Now, all five of us head to church, ministries, libraries, and just about everything together. We built friendships that feel like they have been there for years, a level of honestly and loyalty I had never experienced, and a community firmly rooted in Christ.

I never could have expected such a Christ-centered community my first semester in college, but God has a way of providing in unexpected ways. However, it doesn’t end with us. God’s provisions aren’t for us to keep to ourselves.

God’s radical intentions

Cat and I are reading David Platt’s book, Radical, and we are learning “God has shown [us] great grace in order that he might use [us] to accomplish the glorious, global, God-exalting purpose that has been primary since the beginning of time” (82). God hasn’t given us a great community for us to keep it all to ourselves. He gives us resources and displays His greatness in order that we might make much of Him at home and abroad.

We must try to live radically for the Gospel of Jesus Christ in whatever context we find ourselves. It doesn’t matter our age or the fact that we are students. God’s mission and purpose doesn’t limit itself to a generation or circumstance: it is multi-generational, all-encompassing and all-important. He has a way of using the most unlikely people to bring even more glory to Himself, and this is our purpose.

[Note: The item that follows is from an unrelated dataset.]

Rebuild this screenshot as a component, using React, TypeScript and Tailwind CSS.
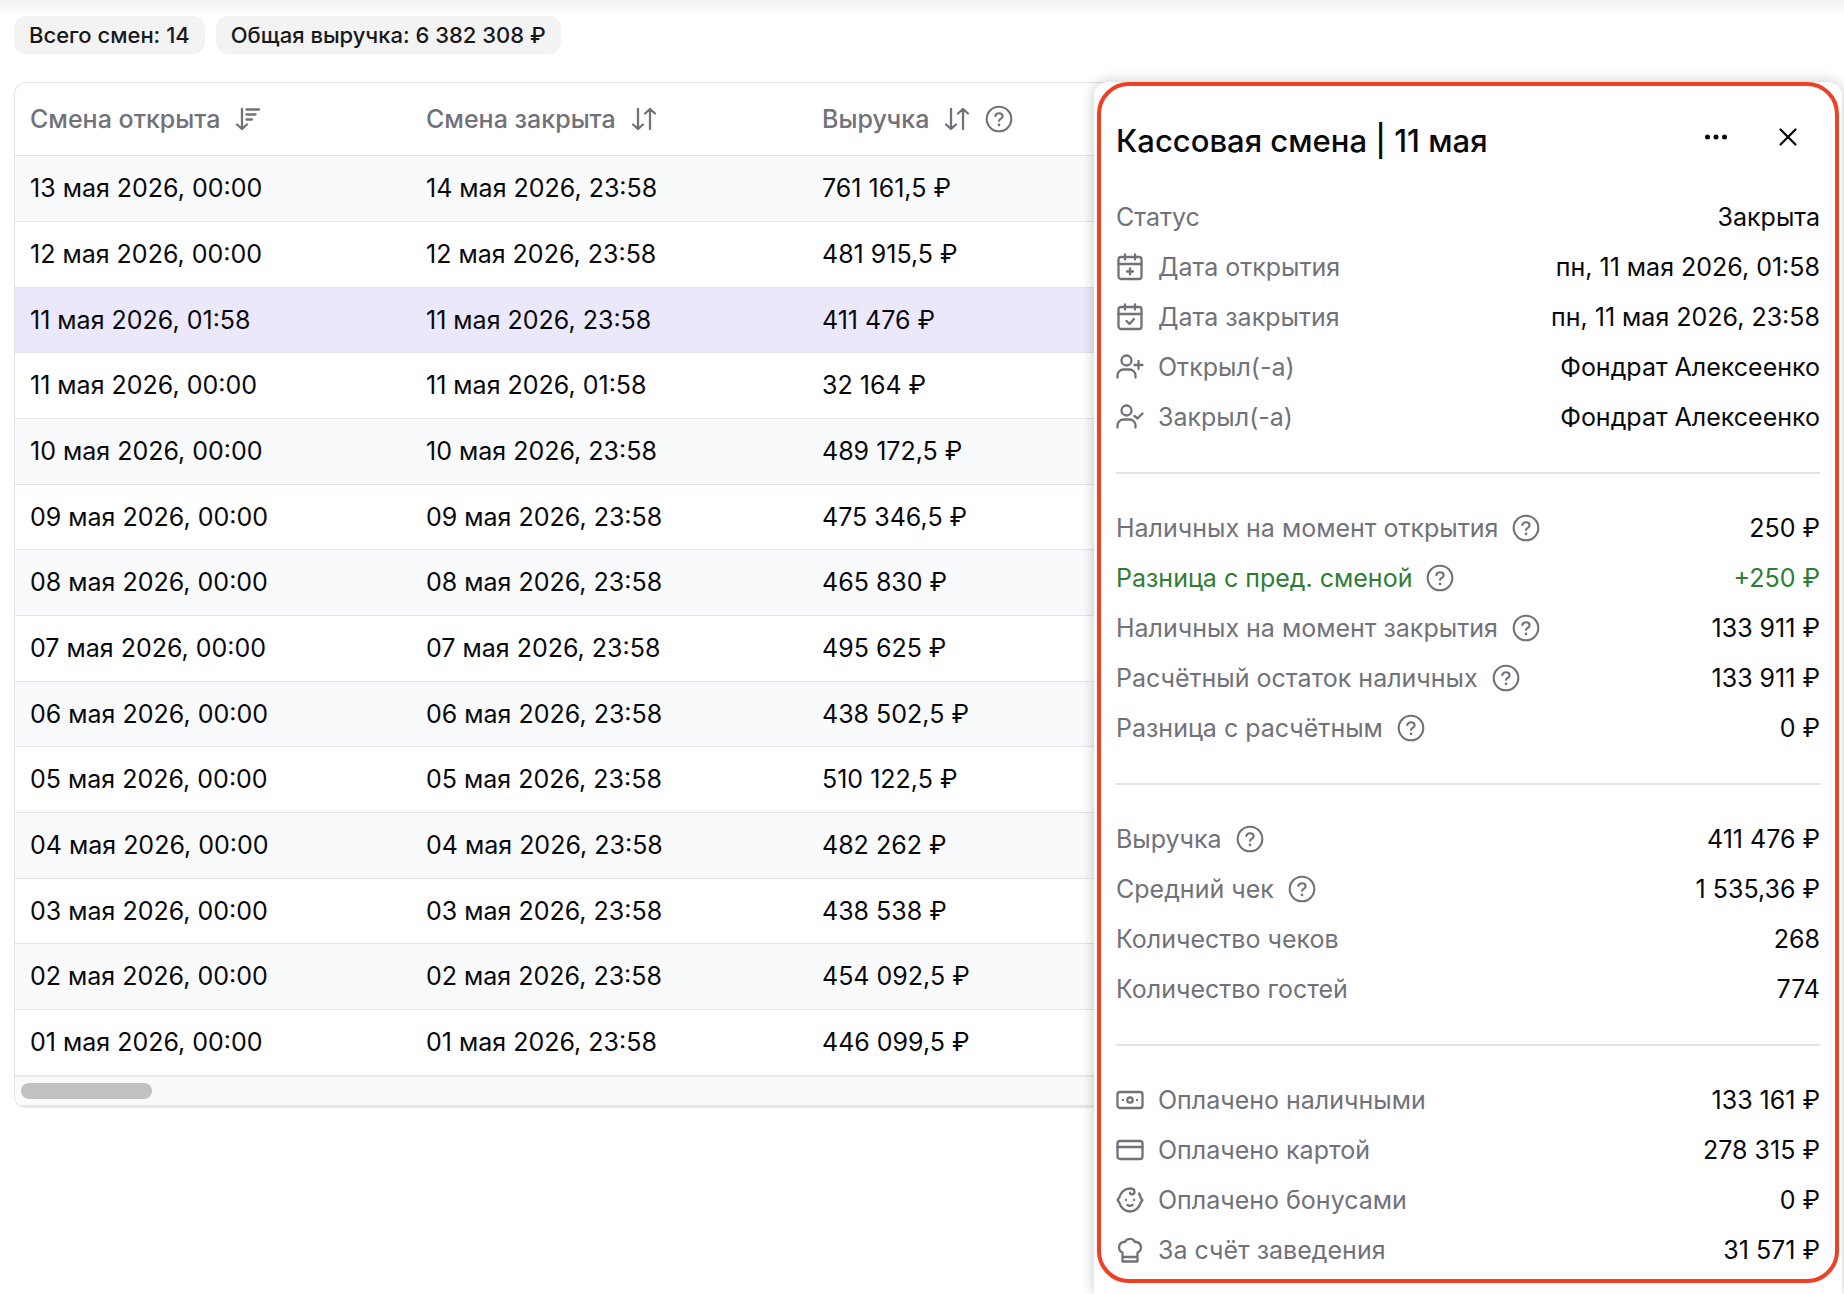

Let’s see how far we’ve come

We have finished one out of eight semesters at UGA, and we have gone from being full of nerves to laughter, worries to prayers, anxiety to support and reservations to vulnerability. My prayer for the rest of our time here at UGA is that we wouldn’t be limited by our age or status, but that we would utilize the blessings God has given us in order to accomplish the global, God-exalting purpose we were created for.

Let’s go far.

“Go therefore and make disciples of all nations, baptizing them in the name of the Father and of the Son and of the Holy Spirit, teaching them to observe all that I have commanded you. And behold, I am with you always, to the end of the age” (Matthew 28:19-20).